Stated goal:
Find each line with the string "index" and copy it.

Input rows:
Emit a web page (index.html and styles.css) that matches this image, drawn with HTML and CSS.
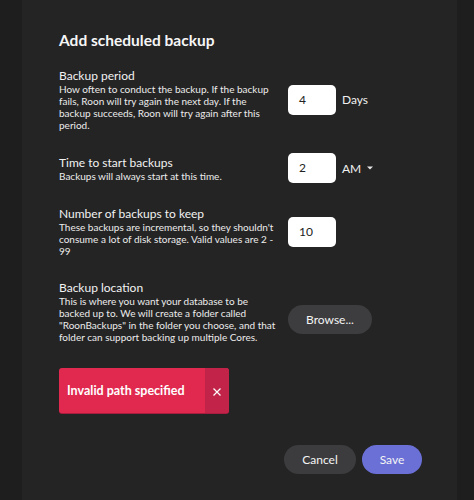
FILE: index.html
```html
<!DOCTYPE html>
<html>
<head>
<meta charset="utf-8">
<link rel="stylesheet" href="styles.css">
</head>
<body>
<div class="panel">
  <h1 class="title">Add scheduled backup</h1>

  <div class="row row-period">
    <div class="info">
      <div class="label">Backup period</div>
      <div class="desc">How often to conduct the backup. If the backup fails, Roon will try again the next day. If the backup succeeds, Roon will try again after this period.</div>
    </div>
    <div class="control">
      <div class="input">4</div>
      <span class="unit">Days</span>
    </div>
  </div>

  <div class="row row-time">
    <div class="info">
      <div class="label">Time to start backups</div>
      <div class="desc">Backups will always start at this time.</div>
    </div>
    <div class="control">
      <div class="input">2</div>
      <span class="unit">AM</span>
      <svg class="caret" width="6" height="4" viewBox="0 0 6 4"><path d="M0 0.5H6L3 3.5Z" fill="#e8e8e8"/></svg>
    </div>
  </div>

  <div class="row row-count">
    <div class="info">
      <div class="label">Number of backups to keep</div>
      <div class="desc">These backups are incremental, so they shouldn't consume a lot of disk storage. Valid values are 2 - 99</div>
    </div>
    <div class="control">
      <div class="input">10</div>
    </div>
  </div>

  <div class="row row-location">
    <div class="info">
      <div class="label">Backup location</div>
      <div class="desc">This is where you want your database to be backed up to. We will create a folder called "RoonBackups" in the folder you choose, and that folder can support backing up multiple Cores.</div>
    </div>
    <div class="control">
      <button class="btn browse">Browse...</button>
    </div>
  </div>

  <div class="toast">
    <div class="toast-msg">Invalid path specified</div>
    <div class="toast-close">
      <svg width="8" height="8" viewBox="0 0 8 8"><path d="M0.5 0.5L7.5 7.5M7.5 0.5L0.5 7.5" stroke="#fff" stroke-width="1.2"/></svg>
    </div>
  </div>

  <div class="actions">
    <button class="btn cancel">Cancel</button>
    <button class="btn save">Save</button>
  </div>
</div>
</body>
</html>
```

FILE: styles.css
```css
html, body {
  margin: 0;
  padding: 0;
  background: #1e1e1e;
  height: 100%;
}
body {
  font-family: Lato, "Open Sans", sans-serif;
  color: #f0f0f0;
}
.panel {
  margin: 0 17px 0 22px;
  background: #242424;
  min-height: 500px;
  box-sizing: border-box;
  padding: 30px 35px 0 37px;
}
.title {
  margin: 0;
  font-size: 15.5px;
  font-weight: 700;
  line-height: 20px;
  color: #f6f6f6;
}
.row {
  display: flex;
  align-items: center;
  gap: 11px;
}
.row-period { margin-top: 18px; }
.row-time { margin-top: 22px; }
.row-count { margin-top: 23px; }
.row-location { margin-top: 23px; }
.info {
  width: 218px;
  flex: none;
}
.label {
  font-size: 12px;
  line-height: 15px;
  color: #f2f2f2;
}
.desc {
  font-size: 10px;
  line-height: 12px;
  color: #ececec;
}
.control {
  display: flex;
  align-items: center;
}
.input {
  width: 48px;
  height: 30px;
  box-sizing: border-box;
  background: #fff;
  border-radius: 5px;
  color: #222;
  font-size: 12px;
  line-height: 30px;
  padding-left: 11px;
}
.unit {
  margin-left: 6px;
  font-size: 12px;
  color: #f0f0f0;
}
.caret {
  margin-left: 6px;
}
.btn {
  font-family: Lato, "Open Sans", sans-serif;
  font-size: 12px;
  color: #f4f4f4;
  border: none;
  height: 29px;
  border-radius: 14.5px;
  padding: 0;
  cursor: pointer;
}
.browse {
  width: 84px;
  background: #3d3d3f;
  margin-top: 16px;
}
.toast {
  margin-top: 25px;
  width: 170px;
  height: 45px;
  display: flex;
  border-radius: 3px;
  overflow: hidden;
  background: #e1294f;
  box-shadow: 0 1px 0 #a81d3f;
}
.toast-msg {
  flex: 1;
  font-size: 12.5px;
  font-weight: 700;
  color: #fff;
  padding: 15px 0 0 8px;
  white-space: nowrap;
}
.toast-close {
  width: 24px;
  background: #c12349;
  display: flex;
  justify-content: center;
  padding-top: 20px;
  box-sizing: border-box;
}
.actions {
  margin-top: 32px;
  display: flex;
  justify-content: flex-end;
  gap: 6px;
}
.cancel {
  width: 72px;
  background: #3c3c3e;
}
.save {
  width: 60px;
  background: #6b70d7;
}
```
...
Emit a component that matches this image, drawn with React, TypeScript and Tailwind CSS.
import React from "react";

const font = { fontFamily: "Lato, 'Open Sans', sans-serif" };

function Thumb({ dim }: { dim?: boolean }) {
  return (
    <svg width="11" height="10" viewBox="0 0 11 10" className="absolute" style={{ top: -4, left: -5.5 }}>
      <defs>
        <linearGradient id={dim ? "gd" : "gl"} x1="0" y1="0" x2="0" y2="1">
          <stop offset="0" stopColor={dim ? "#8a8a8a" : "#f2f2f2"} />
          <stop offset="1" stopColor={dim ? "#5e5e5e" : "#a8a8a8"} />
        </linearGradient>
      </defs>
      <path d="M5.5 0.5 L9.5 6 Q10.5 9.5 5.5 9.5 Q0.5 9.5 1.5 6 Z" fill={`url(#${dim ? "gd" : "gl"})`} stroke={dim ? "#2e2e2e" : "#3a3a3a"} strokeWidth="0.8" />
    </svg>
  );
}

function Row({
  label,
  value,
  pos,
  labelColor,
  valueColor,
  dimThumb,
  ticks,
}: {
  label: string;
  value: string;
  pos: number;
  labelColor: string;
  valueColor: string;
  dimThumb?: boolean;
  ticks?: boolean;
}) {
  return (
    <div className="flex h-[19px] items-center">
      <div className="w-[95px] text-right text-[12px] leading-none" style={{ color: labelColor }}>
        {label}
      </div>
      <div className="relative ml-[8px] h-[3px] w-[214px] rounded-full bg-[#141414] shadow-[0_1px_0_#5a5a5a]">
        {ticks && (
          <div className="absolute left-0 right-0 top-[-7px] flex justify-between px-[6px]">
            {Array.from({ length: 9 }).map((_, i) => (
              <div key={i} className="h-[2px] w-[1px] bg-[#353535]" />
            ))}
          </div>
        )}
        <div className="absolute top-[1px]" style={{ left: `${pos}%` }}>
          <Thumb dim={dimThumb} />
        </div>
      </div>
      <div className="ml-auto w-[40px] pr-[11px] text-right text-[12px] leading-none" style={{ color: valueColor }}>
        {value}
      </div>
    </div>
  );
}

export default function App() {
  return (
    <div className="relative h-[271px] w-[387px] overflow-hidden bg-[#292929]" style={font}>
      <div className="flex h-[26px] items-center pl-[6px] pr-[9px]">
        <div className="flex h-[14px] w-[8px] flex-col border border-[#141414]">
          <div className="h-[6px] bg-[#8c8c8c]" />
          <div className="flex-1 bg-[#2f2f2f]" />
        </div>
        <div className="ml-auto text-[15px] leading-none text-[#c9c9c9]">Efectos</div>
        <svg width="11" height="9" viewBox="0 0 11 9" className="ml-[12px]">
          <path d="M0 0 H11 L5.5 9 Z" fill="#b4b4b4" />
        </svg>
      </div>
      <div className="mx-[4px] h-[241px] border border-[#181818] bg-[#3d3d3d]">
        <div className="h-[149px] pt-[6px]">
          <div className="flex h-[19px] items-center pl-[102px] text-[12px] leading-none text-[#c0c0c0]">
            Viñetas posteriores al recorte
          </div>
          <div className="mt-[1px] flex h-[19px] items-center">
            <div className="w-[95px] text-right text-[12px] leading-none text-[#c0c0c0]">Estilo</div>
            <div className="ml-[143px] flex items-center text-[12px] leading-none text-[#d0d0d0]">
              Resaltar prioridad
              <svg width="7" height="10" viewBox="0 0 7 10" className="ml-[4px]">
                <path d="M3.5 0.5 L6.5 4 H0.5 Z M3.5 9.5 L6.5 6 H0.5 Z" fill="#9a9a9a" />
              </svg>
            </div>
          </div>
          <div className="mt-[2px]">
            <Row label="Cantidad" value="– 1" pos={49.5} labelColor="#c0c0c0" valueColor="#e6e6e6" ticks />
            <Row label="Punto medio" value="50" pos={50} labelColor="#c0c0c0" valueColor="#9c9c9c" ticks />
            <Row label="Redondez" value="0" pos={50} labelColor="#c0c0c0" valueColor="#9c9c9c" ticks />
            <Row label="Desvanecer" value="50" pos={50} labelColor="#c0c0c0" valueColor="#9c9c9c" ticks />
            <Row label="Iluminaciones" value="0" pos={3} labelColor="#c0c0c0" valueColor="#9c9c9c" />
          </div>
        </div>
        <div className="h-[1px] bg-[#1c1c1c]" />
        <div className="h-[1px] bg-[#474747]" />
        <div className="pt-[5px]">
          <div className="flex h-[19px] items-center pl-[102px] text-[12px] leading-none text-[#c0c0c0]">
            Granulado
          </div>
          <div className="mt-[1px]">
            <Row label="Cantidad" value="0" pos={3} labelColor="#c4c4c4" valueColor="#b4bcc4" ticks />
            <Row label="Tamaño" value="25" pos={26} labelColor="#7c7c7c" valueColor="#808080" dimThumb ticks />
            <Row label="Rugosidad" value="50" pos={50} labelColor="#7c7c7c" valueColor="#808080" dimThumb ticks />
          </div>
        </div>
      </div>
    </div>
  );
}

Task result:
Emit a web page (index.html and styles.css) that matches this image, drawn with HTML and CSS.
FILE: index.html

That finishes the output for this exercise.